Finding consensus of multiple DNA sequences has been an important and well-studied problem. Fast and accurate algorithms are critical in the workflow of (metagenomic) genome assembly, variant calling, and most recently, trace reconstruction in DNA data storage systems.
Typical workflow of a DNA data storage system.
Current reconstruction algorithms typically rely on pairwise or multiple sequence alignment, whose results depend heavily on the chosen alignment scoring metrics.
Different scoring metrics may yield different MSA.
However, it is well known that the sequencing error rate may vary within each read and across different datasets [1]. Finding the optimal scoring scheme that accommodates all these variations is not easy.
We therefore propose a new problem definition. Instead of assuming the error rates and finding the optimal alignment, we assume that the sequences are observations of an unknown generative model, and try to predict the most probable next observation of the model.
The most probable next observation is regarded as the consensus.
In this work, we assume the model to be a k-th order Markov chain, whose parameters can be easily learned via k-mer counting. The parameters essentially encodes the position-specific error rates, making the alignment highly accurate. A novel algorithm, Bidirectional Beam Search (BBS), is used to infer the most probable output.

Our algorithm takes linear time with respect to the length of the consensus, making it asymptotically faster than the other algorithms, while achieving top-tier accuracy.

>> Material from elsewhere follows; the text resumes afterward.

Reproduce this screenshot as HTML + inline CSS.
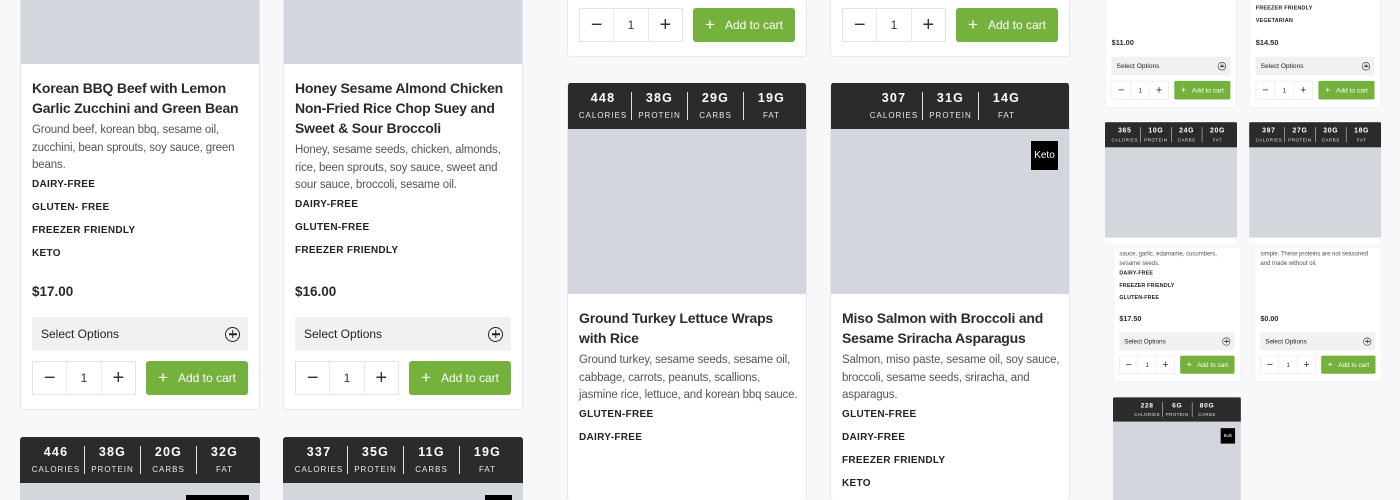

Finally, the k-th order Markov chain also outputs a joint probability of observing the consensus sequence, which can be used to calculate a confidence score to judge the correctness of output consensus sequences, aiding in building a fast and reliable consensus finding workflow.

References
[1] Antkowiak, Philipp L., et al. “Low cost DNA data storage using photolithographic synthesis and advanced information reconstruction and error correction.” Nature communications 11.1 (2020): 5345.